David Stokes teaches in the Department of Language and International Studies at RMIT University in Melbourne. In 2002 he completed his PhD thesis, ‘Localising Rock: Music, Media and Culture in Late Twentieth Century China’, in the Department of English with Cultural Studies at Melbourne University. He has published in Asian Studies Review and Antithesis. His main interests are reproduction, bawdy sea shanties and Abbotsford Invalid Stout.

Jeremy E. Taylor obtained his PhD in history from the Research School of Pacific and Asian Studies, the Australian National University, in 2003. He is interested in the cultural history of Taiwan and other East Asian societies, and his work has been published in scholarly journals such as East Asian History and Social History.

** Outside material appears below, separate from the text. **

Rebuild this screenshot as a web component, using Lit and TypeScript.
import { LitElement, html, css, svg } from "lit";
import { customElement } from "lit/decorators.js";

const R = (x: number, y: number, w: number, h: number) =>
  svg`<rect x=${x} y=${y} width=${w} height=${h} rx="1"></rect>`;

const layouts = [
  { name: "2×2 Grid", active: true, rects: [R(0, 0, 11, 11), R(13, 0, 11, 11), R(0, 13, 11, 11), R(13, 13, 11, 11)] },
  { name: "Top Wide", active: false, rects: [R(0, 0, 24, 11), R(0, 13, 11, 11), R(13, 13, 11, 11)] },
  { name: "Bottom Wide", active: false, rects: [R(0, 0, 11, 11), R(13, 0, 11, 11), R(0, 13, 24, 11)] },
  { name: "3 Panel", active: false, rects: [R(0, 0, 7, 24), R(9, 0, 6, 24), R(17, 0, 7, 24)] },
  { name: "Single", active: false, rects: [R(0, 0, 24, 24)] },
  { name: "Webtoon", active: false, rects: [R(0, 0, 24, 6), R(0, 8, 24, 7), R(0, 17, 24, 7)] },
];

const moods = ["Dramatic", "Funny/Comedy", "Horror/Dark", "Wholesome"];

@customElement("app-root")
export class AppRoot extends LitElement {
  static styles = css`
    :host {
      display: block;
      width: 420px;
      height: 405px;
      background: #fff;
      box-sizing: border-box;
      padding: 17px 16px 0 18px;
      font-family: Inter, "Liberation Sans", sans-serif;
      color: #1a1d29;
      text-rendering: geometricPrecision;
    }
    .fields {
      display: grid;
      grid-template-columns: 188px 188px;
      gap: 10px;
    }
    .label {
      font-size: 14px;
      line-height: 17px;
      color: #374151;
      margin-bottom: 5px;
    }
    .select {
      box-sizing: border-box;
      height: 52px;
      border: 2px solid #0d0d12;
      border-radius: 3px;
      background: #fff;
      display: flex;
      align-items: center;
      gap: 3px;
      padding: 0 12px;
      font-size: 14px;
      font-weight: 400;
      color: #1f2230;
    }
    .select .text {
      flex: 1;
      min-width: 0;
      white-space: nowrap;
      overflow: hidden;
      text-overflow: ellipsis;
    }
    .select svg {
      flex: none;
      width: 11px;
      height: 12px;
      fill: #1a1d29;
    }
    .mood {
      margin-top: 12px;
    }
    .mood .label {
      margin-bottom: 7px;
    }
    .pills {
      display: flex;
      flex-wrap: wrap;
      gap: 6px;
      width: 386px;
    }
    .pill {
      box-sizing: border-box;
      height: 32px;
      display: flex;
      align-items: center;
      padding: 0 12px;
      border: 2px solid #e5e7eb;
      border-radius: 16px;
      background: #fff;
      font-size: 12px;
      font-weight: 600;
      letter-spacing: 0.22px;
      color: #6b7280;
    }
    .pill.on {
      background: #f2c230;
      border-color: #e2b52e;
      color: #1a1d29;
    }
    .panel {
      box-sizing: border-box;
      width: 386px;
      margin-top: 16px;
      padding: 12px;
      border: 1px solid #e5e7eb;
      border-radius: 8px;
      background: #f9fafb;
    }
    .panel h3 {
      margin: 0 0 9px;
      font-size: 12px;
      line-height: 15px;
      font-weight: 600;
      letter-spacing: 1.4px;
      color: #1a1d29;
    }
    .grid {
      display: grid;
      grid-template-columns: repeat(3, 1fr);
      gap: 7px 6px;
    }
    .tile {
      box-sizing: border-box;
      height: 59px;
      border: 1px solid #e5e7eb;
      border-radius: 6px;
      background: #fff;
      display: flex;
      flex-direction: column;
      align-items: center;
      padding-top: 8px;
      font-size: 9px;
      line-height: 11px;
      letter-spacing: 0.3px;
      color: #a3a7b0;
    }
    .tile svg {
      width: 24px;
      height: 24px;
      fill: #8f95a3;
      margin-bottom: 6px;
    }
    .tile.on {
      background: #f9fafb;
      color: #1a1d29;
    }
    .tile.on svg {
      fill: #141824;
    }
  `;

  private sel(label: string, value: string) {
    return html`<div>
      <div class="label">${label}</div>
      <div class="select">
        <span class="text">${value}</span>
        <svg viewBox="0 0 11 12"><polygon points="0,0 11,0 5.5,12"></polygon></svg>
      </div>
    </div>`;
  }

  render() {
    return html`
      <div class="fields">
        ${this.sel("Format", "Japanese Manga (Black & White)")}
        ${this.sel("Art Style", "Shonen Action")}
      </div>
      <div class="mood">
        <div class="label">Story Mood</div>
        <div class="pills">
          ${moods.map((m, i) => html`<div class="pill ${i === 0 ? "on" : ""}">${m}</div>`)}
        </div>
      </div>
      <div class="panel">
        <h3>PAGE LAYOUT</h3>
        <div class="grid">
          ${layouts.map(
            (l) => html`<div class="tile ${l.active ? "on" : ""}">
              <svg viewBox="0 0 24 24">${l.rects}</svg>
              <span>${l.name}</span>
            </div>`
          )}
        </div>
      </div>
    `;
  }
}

Christine R. Yano is Associate Professor of Anthropology at the University of Hawaii. Her book, Tears of Longing: Nostalgia and the Nation in Japanese Popular Song, was published in 2002 by Harvard University Asia Center (Harvard University Press). Her current research projects include a study of the Japanese postwar diva Misora Hibari, transnational flows of Japanese goods such as Sanrio's Hello Kitty, and a Japanese American beauty pageant in Hawaii.